Implications and Limitations
This work validates a modular approach where geometric prior structure and intermediate representation learning provide strong inductive biases, facilitating accurate pose estimation with limited domain data. The findings suggest that, for structured objects exhibiting geometric regularity (e.g., industrial bins), direct regression approaches can be suboptimal, especially when data or modeling resources are restricted.
This strategy has direct implications for rapid deployment of pose estimation systems in dynamic industrial environments, where collecting extensive annotated scans or CAD models remains infeasible. Additionally, the dataset and code release contribute valuable resources for benchmarking and method development in practical 6DoF pose estimation.
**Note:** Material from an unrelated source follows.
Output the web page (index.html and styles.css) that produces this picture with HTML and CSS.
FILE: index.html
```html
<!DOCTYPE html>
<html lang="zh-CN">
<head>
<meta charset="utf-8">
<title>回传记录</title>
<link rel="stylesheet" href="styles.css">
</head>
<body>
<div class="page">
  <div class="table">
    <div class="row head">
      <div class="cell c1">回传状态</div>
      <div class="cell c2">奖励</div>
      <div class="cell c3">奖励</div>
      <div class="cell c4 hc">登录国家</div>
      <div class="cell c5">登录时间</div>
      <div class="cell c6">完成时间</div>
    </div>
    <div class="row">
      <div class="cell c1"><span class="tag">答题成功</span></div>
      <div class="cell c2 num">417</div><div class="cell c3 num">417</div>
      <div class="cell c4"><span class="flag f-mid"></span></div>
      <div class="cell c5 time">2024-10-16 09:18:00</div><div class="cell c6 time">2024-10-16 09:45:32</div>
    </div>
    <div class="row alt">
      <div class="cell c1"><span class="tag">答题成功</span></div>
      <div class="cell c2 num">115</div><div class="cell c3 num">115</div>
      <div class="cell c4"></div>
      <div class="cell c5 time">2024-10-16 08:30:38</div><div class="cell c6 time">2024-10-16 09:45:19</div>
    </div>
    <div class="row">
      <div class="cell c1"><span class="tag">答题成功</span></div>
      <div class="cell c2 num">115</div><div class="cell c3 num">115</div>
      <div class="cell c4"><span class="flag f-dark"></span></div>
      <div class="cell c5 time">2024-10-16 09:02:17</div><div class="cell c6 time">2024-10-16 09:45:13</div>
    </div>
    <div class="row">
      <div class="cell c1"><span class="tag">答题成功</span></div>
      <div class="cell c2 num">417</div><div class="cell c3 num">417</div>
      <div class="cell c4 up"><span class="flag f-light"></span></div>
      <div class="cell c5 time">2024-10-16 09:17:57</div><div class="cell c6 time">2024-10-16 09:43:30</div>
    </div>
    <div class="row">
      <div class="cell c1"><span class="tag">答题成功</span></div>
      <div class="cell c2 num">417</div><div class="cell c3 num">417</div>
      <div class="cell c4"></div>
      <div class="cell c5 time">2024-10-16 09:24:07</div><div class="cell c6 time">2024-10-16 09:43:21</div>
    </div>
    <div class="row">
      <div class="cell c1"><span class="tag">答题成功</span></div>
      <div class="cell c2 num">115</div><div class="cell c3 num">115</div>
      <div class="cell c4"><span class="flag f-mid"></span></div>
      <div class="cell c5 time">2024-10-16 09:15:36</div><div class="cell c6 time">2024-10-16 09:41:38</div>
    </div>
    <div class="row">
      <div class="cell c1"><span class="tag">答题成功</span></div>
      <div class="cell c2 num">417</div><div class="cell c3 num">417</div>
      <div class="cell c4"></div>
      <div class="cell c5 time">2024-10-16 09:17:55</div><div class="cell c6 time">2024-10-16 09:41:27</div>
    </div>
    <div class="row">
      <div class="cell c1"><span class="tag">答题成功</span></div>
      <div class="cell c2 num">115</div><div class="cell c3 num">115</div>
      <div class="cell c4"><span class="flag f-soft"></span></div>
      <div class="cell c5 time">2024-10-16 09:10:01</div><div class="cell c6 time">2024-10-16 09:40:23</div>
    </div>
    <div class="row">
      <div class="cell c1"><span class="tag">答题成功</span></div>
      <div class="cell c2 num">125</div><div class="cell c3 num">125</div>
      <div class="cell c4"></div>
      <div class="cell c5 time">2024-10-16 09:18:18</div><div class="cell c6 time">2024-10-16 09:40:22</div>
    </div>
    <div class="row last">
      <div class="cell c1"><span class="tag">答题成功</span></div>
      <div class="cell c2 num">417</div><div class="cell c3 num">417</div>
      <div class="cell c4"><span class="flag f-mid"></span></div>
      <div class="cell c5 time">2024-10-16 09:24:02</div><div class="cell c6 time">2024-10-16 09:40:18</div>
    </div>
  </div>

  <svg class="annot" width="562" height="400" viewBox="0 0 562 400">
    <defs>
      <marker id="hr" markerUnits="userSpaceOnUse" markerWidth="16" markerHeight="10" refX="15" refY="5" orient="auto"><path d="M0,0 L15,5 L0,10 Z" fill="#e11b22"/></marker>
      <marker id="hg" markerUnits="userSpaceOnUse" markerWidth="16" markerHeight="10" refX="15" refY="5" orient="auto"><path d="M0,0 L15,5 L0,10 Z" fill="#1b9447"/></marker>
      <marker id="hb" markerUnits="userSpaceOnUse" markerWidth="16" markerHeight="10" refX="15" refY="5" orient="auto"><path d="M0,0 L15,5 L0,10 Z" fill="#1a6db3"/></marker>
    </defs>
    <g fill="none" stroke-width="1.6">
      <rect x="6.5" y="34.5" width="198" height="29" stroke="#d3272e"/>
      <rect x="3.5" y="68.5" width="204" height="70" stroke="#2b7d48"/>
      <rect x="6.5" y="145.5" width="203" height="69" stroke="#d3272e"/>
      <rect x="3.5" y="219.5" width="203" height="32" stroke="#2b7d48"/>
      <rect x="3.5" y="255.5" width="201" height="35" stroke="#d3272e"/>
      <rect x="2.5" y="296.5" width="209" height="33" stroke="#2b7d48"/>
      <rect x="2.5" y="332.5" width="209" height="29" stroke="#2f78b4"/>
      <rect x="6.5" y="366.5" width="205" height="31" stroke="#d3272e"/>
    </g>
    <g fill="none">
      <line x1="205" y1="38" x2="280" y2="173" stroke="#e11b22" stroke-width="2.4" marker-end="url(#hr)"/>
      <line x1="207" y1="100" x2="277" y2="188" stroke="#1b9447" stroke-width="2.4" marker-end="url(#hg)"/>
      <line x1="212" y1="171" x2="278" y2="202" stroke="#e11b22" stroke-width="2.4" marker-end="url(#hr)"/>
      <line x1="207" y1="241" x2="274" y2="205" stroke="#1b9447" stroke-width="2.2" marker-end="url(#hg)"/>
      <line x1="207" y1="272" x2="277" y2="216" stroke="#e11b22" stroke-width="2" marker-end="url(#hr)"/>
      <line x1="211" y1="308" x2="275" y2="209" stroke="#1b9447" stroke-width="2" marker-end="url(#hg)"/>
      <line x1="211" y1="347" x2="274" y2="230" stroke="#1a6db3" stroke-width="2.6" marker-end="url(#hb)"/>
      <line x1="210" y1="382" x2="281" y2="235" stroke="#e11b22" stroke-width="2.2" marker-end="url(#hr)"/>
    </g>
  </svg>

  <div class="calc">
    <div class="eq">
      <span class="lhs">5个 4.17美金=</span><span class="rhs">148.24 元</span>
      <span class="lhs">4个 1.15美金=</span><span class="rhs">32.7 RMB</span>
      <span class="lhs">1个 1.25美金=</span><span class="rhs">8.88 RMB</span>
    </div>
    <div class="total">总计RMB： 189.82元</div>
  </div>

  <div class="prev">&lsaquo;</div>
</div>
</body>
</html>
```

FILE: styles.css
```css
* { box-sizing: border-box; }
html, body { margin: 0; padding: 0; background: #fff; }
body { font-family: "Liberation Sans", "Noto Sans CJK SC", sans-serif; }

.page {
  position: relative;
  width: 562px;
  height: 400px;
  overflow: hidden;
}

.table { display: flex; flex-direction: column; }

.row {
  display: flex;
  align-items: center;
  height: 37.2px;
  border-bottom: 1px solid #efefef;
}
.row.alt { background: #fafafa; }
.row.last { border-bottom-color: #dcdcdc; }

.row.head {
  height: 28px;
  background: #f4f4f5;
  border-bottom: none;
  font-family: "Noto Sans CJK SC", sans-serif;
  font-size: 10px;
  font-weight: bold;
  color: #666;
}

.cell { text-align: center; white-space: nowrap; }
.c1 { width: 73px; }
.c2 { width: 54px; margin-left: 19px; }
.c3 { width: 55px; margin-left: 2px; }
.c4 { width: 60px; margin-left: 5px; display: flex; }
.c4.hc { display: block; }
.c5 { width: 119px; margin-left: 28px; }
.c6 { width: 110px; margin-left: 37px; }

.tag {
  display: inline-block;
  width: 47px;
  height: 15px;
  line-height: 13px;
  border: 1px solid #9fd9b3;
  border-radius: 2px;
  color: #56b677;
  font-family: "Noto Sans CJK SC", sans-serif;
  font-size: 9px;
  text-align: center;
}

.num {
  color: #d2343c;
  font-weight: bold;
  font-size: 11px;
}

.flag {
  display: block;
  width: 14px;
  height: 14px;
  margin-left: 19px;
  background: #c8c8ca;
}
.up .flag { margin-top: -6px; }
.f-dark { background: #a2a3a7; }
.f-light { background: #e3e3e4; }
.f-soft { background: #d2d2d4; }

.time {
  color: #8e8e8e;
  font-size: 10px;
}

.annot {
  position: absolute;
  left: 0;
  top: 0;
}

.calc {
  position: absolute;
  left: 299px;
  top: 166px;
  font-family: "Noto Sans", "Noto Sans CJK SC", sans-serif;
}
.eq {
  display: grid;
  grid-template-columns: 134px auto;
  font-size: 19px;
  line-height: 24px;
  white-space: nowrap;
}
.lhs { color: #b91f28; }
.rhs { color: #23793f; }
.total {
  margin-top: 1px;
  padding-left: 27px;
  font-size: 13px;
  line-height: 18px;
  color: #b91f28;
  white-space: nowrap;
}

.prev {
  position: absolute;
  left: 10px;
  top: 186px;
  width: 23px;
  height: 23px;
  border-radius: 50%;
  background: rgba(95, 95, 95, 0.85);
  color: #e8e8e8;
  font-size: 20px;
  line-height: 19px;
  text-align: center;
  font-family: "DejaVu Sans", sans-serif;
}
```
Nevertheless, the method’s design presupposes the bins have parallel, cuboidal top edges and are oriented upright. It cannot currently generalize to bins with substantial geometric deviations (e.g., oval corners, overturned orientation) or resolve pose in ambiguous or heavily occluded contexts. Extending the pipeline to handle arbitrary orientation, more complex bin geometries, or integrating voting-based filtering for robust line selection remain open research questions.
Conclusion
By combining transformer-based 3D line segment detection with analytic geometric regression, this work establishes a data-efficient and annotation-light solution for 6DoF pose estimation of cuboidal bins. The approach is empirically validated to outperform established and recent state-of-the-art methods, particularly in the real-world regime without instance-specific CAD models. Future research can build upon this foundation by enhancing synthetic data realism, expanding to generalized polyhedral shapes, and introducing orientation-agnostic priors for broader applicability.